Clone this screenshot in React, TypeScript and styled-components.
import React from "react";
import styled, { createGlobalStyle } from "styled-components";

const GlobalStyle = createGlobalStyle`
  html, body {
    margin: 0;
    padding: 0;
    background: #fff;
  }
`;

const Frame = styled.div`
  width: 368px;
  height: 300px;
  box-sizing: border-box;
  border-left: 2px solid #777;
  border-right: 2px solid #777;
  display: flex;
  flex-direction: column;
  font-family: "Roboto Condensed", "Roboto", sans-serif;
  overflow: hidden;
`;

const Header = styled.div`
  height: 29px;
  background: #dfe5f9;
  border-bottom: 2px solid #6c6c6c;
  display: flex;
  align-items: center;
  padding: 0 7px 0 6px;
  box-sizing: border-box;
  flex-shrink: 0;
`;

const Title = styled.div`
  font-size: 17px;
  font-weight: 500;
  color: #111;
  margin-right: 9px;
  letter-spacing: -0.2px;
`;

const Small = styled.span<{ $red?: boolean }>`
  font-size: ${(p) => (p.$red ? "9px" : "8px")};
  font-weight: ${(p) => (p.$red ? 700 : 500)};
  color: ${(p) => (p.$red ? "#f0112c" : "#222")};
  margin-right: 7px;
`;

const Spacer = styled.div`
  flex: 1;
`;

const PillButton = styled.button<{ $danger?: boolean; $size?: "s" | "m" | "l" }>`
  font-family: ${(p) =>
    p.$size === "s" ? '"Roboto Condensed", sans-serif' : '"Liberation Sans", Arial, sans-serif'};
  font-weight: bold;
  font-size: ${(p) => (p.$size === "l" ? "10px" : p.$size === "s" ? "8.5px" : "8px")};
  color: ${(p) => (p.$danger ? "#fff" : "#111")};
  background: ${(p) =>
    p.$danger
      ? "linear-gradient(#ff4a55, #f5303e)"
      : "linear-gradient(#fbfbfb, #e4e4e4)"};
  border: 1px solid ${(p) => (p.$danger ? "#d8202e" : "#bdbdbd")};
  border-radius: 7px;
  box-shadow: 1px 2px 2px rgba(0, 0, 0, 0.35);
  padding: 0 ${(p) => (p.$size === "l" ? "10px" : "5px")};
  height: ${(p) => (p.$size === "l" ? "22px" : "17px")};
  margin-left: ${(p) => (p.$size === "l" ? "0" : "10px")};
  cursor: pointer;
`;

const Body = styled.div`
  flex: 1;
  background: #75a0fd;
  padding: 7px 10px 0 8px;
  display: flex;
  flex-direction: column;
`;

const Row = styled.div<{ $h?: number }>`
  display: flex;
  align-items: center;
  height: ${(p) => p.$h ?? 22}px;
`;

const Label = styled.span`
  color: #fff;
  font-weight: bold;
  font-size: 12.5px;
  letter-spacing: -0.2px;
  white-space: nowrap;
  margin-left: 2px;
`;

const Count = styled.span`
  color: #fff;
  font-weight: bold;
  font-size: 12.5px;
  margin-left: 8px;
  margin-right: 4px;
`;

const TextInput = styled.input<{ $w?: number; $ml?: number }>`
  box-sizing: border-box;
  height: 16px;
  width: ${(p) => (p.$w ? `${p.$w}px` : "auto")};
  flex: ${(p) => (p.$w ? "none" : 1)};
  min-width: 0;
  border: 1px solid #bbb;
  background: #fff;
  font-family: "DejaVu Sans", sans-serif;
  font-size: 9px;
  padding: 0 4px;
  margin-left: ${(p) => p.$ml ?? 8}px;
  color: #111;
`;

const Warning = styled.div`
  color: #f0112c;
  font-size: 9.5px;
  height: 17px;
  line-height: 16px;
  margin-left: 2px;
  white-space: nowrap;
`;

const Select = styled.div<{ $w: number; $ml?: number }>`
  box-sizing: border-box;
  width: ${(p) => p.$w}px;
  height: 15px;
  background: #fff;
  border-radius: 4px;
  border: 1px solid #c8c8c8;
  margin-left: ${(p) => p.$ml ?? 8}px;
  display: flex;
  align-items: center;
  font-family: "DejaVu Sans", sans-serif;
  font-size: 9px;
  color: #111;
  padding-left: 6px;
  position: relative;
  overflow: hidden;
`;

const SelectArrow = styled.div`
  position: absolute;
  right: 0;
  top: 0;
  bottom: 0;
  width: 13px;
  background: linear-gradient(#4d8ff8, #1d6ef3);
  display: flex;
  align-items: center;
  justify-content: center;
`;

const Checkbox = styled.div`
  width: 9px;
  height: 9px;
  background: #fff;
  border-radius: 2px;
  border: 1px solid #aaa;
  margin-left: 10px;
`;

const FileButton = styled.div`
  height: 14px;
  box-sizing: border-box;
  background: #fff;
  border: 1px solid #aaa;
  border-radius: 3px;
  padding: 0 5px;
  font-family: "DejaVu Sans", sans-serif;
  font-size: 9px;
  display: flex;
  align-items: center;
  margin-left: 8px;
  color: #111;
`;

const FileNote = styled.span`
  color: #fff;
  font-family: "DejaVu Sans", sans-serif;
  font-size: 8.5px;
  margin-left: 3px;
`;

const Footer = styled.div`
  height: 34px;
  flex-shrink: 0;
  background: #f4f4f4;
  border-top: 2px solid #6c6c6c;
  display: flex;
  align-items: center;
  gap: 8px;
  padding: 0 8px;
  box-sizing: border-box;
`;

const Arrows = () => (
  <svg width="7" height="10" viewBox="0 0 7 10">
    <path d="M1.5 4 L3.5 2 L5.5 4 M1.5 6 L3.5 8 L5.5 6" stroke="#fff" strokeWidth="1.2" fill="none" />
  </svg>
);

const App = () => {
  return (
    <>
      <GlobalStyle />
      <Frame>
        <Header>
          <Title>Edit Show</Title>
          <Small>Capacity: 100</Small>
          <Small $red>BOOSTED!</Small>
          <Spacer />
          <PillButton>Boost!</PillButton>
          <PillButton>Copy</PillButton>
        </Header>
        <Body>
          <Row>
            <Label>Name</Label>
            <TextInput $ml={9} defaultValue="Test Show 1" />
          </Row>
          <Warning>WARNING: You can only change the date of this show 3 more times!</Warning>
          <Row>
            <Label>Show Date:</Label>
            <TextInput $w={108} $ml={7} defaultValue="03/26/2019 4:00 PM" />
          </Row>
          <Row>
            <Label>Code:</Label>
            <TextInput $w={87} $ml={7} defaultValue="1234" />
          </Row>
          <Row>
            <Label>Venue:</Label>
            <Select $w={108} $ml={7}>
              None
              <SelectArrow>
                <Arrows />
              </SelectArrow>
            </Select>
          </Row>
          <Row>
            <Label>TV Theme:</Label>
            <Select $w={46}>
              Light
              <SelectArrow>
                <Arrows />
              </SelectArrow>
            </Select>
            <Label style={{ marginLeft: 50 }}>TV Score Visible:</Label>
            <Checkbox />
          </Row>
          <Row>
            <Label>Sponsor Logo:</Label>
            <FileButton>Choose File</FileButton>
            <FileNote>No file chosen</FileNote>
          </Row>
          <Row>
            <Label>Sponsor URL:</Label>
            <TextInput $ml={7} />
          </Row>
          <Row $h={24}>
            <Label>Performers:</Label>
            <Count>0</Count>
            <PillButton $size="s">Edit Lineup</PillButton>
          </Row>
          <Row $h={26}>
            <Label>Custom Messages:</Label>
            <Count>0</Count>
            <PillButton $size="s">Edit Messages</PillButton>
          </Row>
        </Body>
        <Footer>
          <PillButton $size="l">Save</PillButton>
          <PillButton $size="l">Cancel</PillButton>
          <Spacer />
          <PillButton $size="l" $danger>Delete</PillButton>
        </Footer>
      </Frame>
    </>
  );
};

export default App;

####

Would you reproduce the material above in full, exactly as given?

Answer to this task:
Clone this screenshot in React, TypeScript and styled-components.
import React from "react";
import styled, { createGlobalStyle } from "styled-components";

const GlobalStyle = createGlobalStyle`
  html, body {
    margin: 0;
    padding: 0;
    background: #fff;
  }
`;

const Frame = styled.div`
  width: 368px;
  height: 300px;
  box-sizing: border-box;
  border-left: 2px solid #777;
  border-right: 2px solid #777;
  display: flex;
  flex-direction: column;
  font-family: "Roboto Condensed", "Roboto", sans-serif;
  overflow: hidden;
`;

const Header = styled.div`
  height: 29px;
  background: #dfe5f9;
  border-bottom: 2px solid #6c6c6c;
  display: flex;
  align-items: center;
  padding: 0 7px 0 6px;
  box-sizing: border-box;
  flex-shrink: 0;
`;

const Title = styled.div`
  font-size: 17px;
  font-weight: 500;
  color: #111;
  margin-right: 9px;
  letter-spacing: -0.2px;
`;

const Small = styled.span<{ $red?: boolean }>`
  font-size: ${(p) => (p.$red ? "9px" : "8px")};
  font-weight: ${(p) => (p.$red ? 700 : 500)};
  color: ${(p) => (p.$red ? "#f0112c" : "#222")};
  margin-right: 7px;
`;

const Spacer = styled.div`
  flex: 1;
`;

const PillButton = styled.button<{ $danger?: boolean; $size?: "s" | "m" | "l" }>`
  font-family: ${(p) =>
    p.$size === "s" ? '"Roboto Condensed", sans-serif' : '"Liberation Sans", Arial, sans-serif'};
  font-weight: bold;
  font-size: ${(p) => (p.$size === "l" ? "10px" : p.$size === "s" ? "8.5px" : "8px")};
  color: ${(p) => (p.$danger ? "#fff" : "#111")};
  background: ${(p) =>
    p.$danger
      ? "linear-gradient(#ff4a55, #f5303e)"
      : "linear-gradient(#fbfbfb, #e4e4e4)"};
  border: 1px solid ${(p) => (p.$danger ? "#d8202e" : "#bdbdbd")};
  border-radius: 7px;
  box-shadow: 1px 2px 2px rgba(0, 0, 0, 0.35);
  padding: 0 ${(p) => (p.$size === "l" ? "10px" : "5px")};
  height: ${(p) => (p.$size === "l" ? "22px" : "17px")};
  margin-left: ${(p) => (p.$size === "l" ? "0" : "10px")};
  cursor: pointer;
`;

const Body = styled.div`
  flex: 1;
  background: #75a0fd;
  padding: 7px 10px 0 8px;
  display: flex;
  flex-direction: column;
`;

const Row = styled.div<{ $h?: number }>`
  display: flex;
  align-items: center;
  height: ${(p) => p.$h ?? 22}px;
`;

const Label = styled.span`
  color: #fff;
  font-weight: bold;
  font-size: 12.5px;
  letter-spacing: -0.2px;
  white-space: nowrap;
  margin-left: 2px;
`;

const Count = styled.span`
  color: #fff;
  font-weight: bold;
  font-size: 12.5px;
  margin-left: 8px;
  margin-right: 4px;
`;

const TextInput = styled.input<{ $w?: number; $ml?: number }>`
  box-sizing: border-box;
  height: 16px;
  width: ${(p) => (p.$w ? `${p.$w}px` : "auto")};
  flex: ${(p) => (p.$w ? "none" : 1)};
  min-width: 0;
  border: 1px solid #bbb;
  background: #fff;
  font-family: "DejaVu Sans", sans-serif;
  font-size: 9px;
  padding: 0 4px;
  margin-left: ${(p) => p.$ml ?? 8}px;
  color: #111;
`;

const Warning = styled.div`
  color: #f0112c;
  font-size: 9.5px;
  height: 17px;
  line-height: 16px;
  margin-left: 2px;
  white-space: nowrap;
`;

const Select = styled.div<{ $w: number; $ml?: number }>`
  box-sizing: border-box;
  width: ${(p) => p.$w}px;
  height: 15px;
  background: #fff;
  border-radius: 4px;
  border: 1px solid #c8c8c8;
  margin-left: ${(p) => p.$ml ?? 8}px;
  display: flex;
  align-items: center;
  font-family: "DejaVu Sans", sans-serif;
  font-size: 9px;
  color: #111;
  padding-left: 6px;
  position: relative;
  overflow: hidden;
`;

const SelectArrow = styled.div`
  position: absolute;
  right: 0;
  top: 0;
  bottom: 0;
  width: 13px;
  background: linear-gradient(#4d8ff8, #1d6ef3);
  display: flex;
  align-items: center;
  justify-content: center;
`;

const Checkbox = styled.div`
  width: 9px;
  height: 9px;
  background: #fff;
  border-radius: 2px;
  border: 1px solid #aaa;
  margin-left: 10px;
`;

const FileButton = styled.div`
  height: 14px;
  box-sizing: border-box;
  background: #fff;
  border: 1px solid #aaa;
  border-radius: 3px;
  padding: 0 5px;
  font-family: "DejaVu Sans", sans-serif;
  font-size: 9px;
  display: flex;
  align-items: center;
  margin-left: 8px;
  color: #111;
`;

const FileNote = styled.span`
  color: #fff;
  font-family: "DejaVu Sans", sans-serif;
  font-size: 8.5px;
  margin-left: 3px;
`;

const Footer = styled.div`
  height: 34px;
  flex-shrink: 0;
  background: #f4f4f4;
  border-top: 2px solid #6c6c6c;
  display: flex;
  align-items: center;
  gap: 8px;
  padding: 0 8px;
  box-sizing: border-box;
`;

const Arrows = () => (
  <svg width="7" height="10" viewBox="0 0 7 10">
    <path d="M1.5 4 L3.5 2 L5.5 4 M1.5 6 L3.5 8 L5.5 6" stroke="#fff" strokeWidth="1.2" fill="none" />
  </svg>
);

const App = () => {
  return (
    <>
      <GlobalStyle />
      <Frame>
        <Header>
          <Title>Edit Show</Title>
          <Small>Capacity: 100</Small>
          <Small $red>BOOSTED!</Small>
          <Spacer />
          <PillButton>Boost!</PillButton>
          <PillButton>Copy</PillButton>
        </Header>
        <Body>
          <Row>
            <Label>Name</Label>
            <TextInput $ml={9} defaultValue="Test Show 1" />
          </Row>
          <Warning>WARNING: You can only change the date of this show 3 more times!</Warning>
          <Row>
            <Label>Show Date:</Label>
            <TextInput $w={108} $ml={7} defaultValue="03/26/2019 4:00 PM" />
          </Row>
          <Row>
            <Label>Code:</Label>
            <TextInput $w={87} $ml={7} defaultValue="1234" />
          </Row>
          <Row>
            <Label>Venue:</Label>
            <Select $w={108} $ml={7}>
              None
              <SelectArrow>
                <Arrows />
              </SelectArrow>
            </Select>
          </Row>
          <Row>
            <Label>TV Theme:</Label>
            <Select $w={46}>
              Light
              <SelectArrow>
                <Arrows />
              </SelectArrow>
            </Select>
            <Label style={{ marginLeft: 50 }}>TV Score Visible:</Label>
            <Checkbox />
          </Row>
          <Row>
            <Label>Sponsor Logo:</Label>
            <FileButton>Choose File</FileButton>
            <FileNote>No file chosen</FileNote>
          </Row>
          <Row>
            <Label>Sponsor URL:</Label>
            <TextInput $ml={7} />
          </Row>
          <Row $h={24}>
            <Label>Performers:</Label>
            <Count>0</Count>
            <PillButton $size="s">Edit Lineup</PillButton>
          </Row>
          <Row $h={26}>
            <Label>Custom Messages:</Label>
            <Count>0</Count>
            <PillButton $size="s">Edit Messages</PillButton>
          </Row>
        </Body>
        <Footer>
          <PillButton $size="l">Save</PillButton>
          <PillButton $size="l">Cancel</PillButton>
          <Spacer />
          <PillButton $size="l" $danger>Delete</PillButton>
        </Footer>
      </Frame>
    </>
  );
};

export default App;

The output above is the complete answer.